Home Is Where the Health Is
This 105-year-old home (at left) may not look like it at first glance, but it is a living laboratory—the Healthy Home Laboratory. Here, researchers from across Pitt and the community are designing and testing real-world evidence-based solutions to support community living among aging adults, people with disabilities, and other vulnerable populations.
The lab is a collective undertaking, a gathering place for health care and technology experts.

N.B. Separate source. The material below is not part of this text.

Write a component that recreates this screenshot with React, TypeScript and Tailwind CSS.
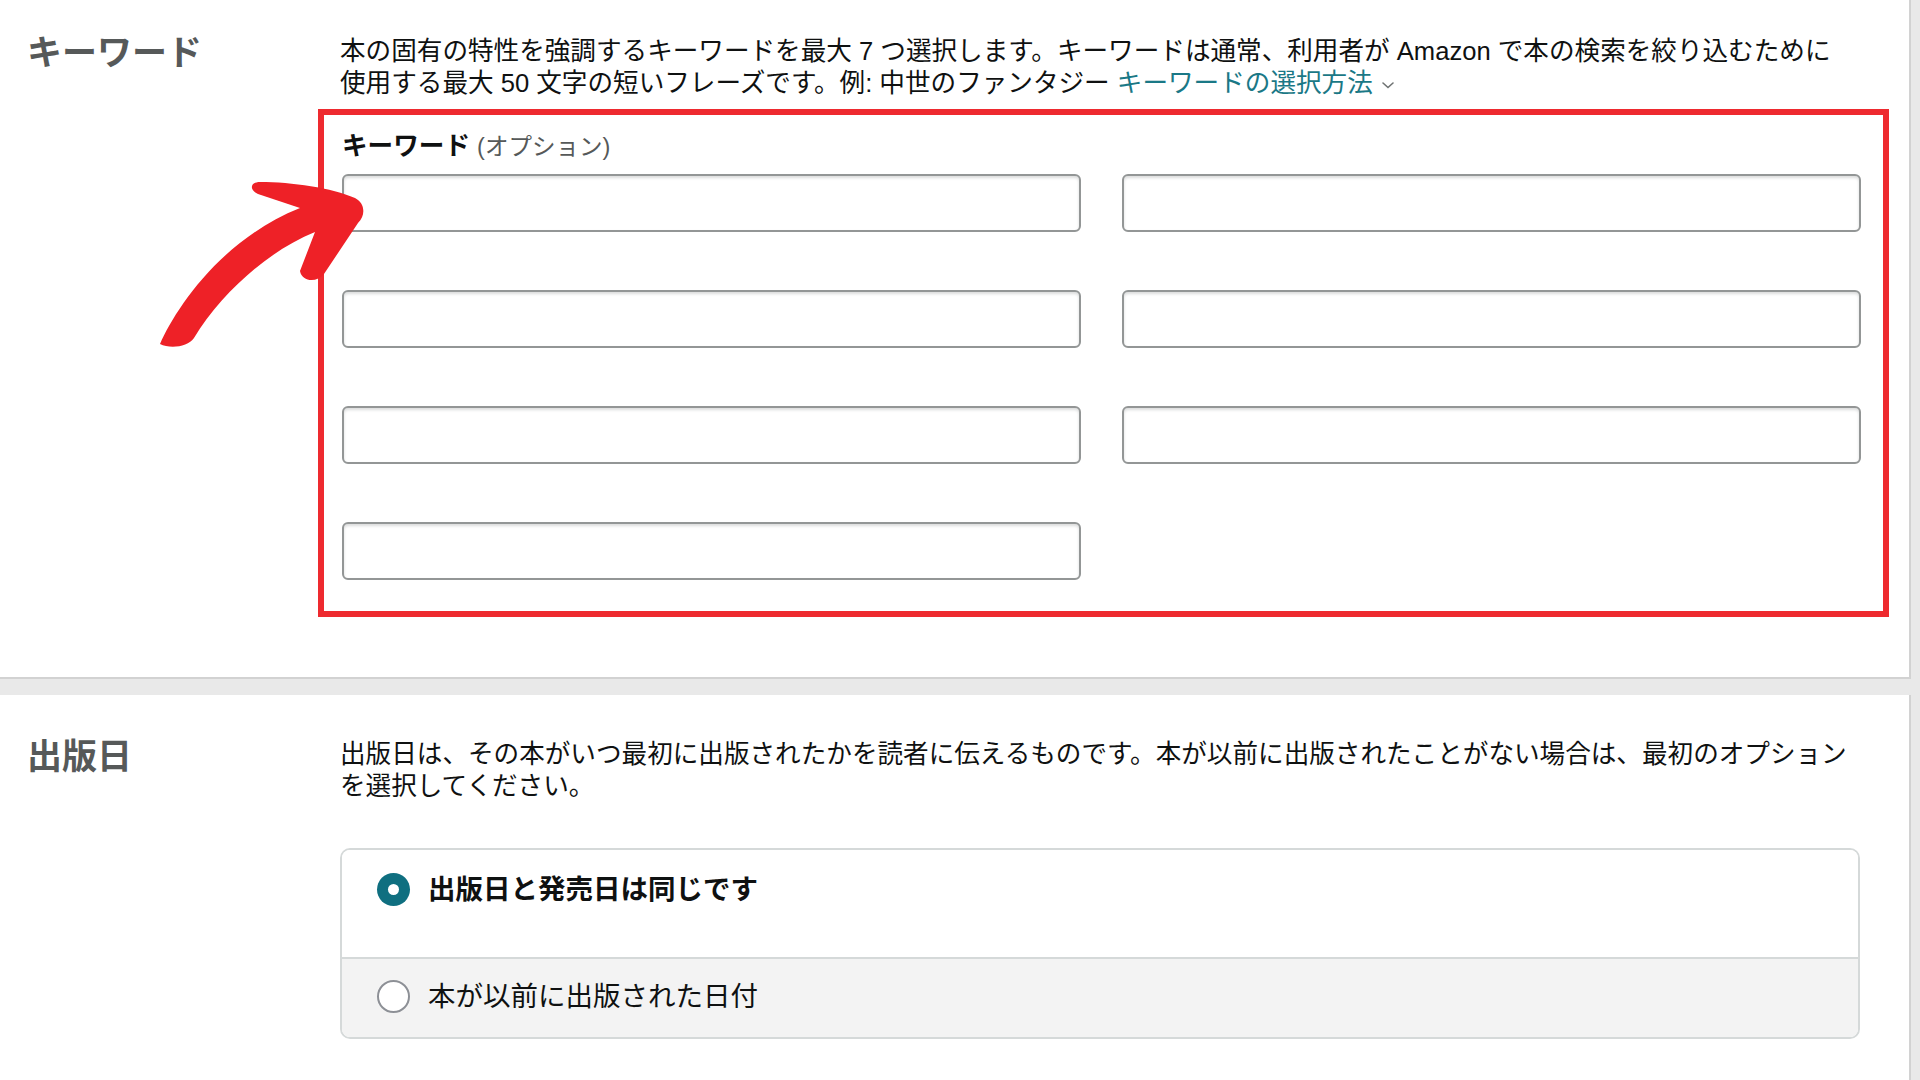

At any given moment, experts in the lab are designers, craftspeople, engineers; or clinicians from the Health Policy Institute; Pitt’s School of Health and Rehabilitation Sciences, School of Public Health, School of Nursing, School of Medicine, and Swanson School of Engineering; as well as community organizations like Community Aging in Place Advancing Better Living for Elders, Women for a Healthy Environment, and the Allegheny County Area Agency on Aging.
Recognized as a testbed site by AARP’s AgeTech Collaborative, the lab received an almost $1 million grant from the U.S. Department of Housing and Urban Development to develop assessment tools and interventions to make homes safer for vulnerable populations and a $5 million grant from the Administration for Community Living to develop and test smart home interventions.
The researchers leading the effort are Everette James, M. Allen Pond Professor of Health Policy and Management; Jonathan Pearlman, associate professor and chair of the Department of Rehabilitation Science and Technology; Pam Toto, professor of occupational therapy; and Steven Handler, associate professor of geriatrics.